On the Web : The New World of Direct Marketing
Today’s web-launched businesses stray far from traditional direct practices
August 2009 By Larry KavanaghI had breakfast with a couple at a conference recently. The woman was the founder of a business that sells beads to home hobbyists for bracelets and necklaces. Her partner runs the back-office operations for the business. I asked how they started their business.
"I've always enjoyed making bracelets and necklaces," the woman began. "But most craft stores don't stock the really interesting beads or take the time to offer patterns and instructions. It's just too specialized. I saw an opportunity to start a company for people who shared my passion. I began out of my home. Now we ship about 30,000 orders a year, have a warehouse and are
adding staff."
In my 20-plus years in direct marketing, I've met more than 100 entrepreneurs with very similar stories and can feel their passion when they speak about their businesses. But this time, the story had a very different twist. The couple had no idea of the size of the company's 12-month buyer file. The two of them didn't have a call center or a catalog. They were considering adding a website, yet the woman confided they were concerned that if they do, they'll also have to add people to take phone calls from customers.
The couple built its business on eBay. Meet the new world of direct marketing.
Yes, That eBay
In this new world, you don't need to know how to find customers. You can start on eBay, then add stores on Amazon and Overstock. These marketplaces yield the traffic, customers and engine to transact. This new world of direct marketing is huge.
There were more direct marketers at the conference where I met the couple than there were at this year's ACCM. And it wasn't even a conference in the true sense of the word — it was a user group meeting for a software company.

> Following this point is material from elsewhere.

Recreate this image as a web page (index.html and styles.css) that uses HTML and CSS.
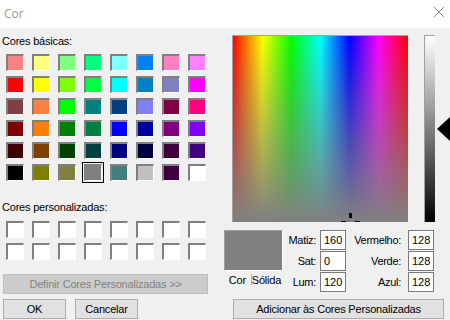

If the couple had started its business 10 years earlier, it would have gone to market with a print catalog. But new catalogers today are few and far between. As I looked around this meeting, it was clear where many of the direct marketing entrepreneurs had gone.
There are many similarities between this new type of direct marketer and classic catalogers.
- The couple I met found an underserved audience and developed a product line to match it. These two figured out how to buy and price product, when to use sales and offers, when to add something new, and how to know what to add. They developed great graphics and wrote compelling copy to get customers to reach for their credit cards.
- The couple had what I call "the skill of merchandising," the most common and fundamental skill of cataloging.